La questione è quella, ricorrente e inutile come l’appello all’unità dei cattolici, del dialetto nelle scuole. Ne abbiamo parlato ieri e voglio aggiungere un paio di considerazioni.
Detta brutalmente, a me del siciliano insegnato in una scuola media di Partinico o del piemontese insegnato in una scuola di Chivasso non me frega niente. Perché ho 46 anni, vivo nel 2009, lavoro in un’epoca in cui ti becchi un licenziamento come se fosse un raffreddore, voglio leggere quanta più roba possibile, e soprattutto non mi piace perdere tempo in discussioni inutili.
Le tradizioni sono meravigliose quando c’è l’occasione di ammirarle, valorizzarle, coltivarle. Quando i tempi sono difficili e le connessioni necessarie per campare sono complicate, le tradizioni possono tornare serenamente sugli scaffali.
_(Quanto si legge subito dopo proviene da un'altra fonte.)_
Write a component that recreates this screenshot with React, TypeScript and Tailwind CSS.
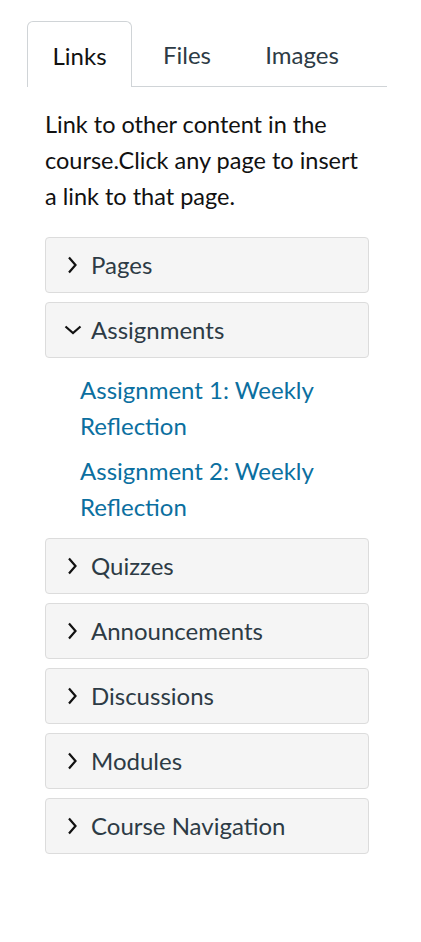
import React from "react";

const Chevron = ({ open }: { open?: boolean }) =>
  open ? (
    <svg width="18" height="18" viewBox="0 0 18 18" className="shrink-0">
      <path d="M1.5 5.5 L9 12 L16.5 5.5" fill="none" stroke="#111" strokeWidth="2.2" />
    </svg>
  ) : (
    <svg width="18" height="18" viewBox="0 0 18 18" className="shrink-0">
      <path d="M5 1.5 L11.5 9 L5 16.5" fill="none" stroke="#111" strokeWidth="2.2" />
    </svg>
  );

const Section = ({ label, open }: { label: string; open?: boolean }) => (
  <div className="h-[56px] rounded-[4px] border border-[#dcdcdc] bg-[#f5f5f5] flex items-center pl-[18px] gap-[9px]">
    <Chevron open={open} />
    <span className="text-[24px] text-[#2d3b45]">{label}</span>
  </div>
);

export default function App() {
  return (
    <div className="w-[421px] h-[942px] bg-white" style={{ fontFamily: "Lato, 'Noto Sans', sans-serif" }}>
      <div className="pt-[22px] pl-[27px] pr-[34px]">
        <div className="flex items-end border-b border-[#d0d4d7] h-[65px]">
          <div className="w-[105px] h-[66px] -mb-px pt-[2px] border border-b-0 border-[#d0d4d7] rounded-t-[6px] bg-white flex items-center justify-center text-[24px] text-[#111]">
            Links
          </div>
          <div className="w-[110px] h-[65px] pt-[2px] flex items-center justify-center text-[24px] text-[#2d3b45]">Files</div>
          <div className="w-[120px] h-[65px] pt-[2px] flex items-center justify-center text-[24px] text-[#2d3b45]">Images</div>
        </div>
      </div>
      <div className="px-[45px] w-[414px]">
        <p className="mt-[19px] text-[23.5px] leading-[36px] text-[#111]">
          Link to other content in the course.Click any page to insert a link to that page.
        </p>
        <div className="mt-[23px] flex flex-col gap-[9px]">
          <Section label="Pages" />
          <div>
            <Section label="Assignments" open />
            <div className="pl-[35px] pt-[14px] pb-[4px] flex flex-col gap-[9px] text-[24px] leading-[36px] text-[#0b6fa0]">
              <div>Assignment 1: Weekly<br />Reflection</div>
              <div>Assignment 2: Weekly<br />Reflection</div>
            </div>
          </div>
          <Section label="Quizzes" />
          <Section label="Announcements" />
          <Section label="Discussions" />
          <Section label="Modules" />
          <Section label="Course Navigation" />
        </div>
      </div>
    </div>
  );
}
Anche perché ogni progetto pubblico ad esse collegato costa un botto di denari.
Rastrellando le idee utili ci si può accorgere che, oggi come oggi, non è più la storia l’unica chiave di lettura del presente. Il galoppo dell’innovazione ha cambiato i parametri dell’apprendimento. Per capire quel che accade in questo preciso momento bisogna guardare avanti: è finita l’epoca in cui ci si faceva strada col passato. E’, se vogliamo, una delle controindicazioni della globalizzazione: se si è tutti virtualmente più vicini, si è tutti meno diversi, si ha la necessità di parlare lingue comuni e non tutte fatte di parole.
Il futuro non c’entra nulla con ciuri ciuri o funiculì funiculà. Il futuro, e soprattutto il destino lavorativo, parlano le lingue più diffuse del pianeta: l’inglese, l’arabo, il cinese, il francese, lo spagnolo. Non il trentino, non il sardo, non il lombardo, non il siciliano.
Bossi e gli altri geni della politica dovrebbero capire che in un paese moderno non è possibile che un cittadino italiano laureato conosca meno lingue di un qualunque straniero immigrato (clandestino e non). A scuola, sin dalla prima elementare, bisognerebbe insegnare la lingua italiana – che è una sola e meravigliosa – e almeno una lingua straniera. Senza altri bla bla e, scusate, senza ulteriori cazzate.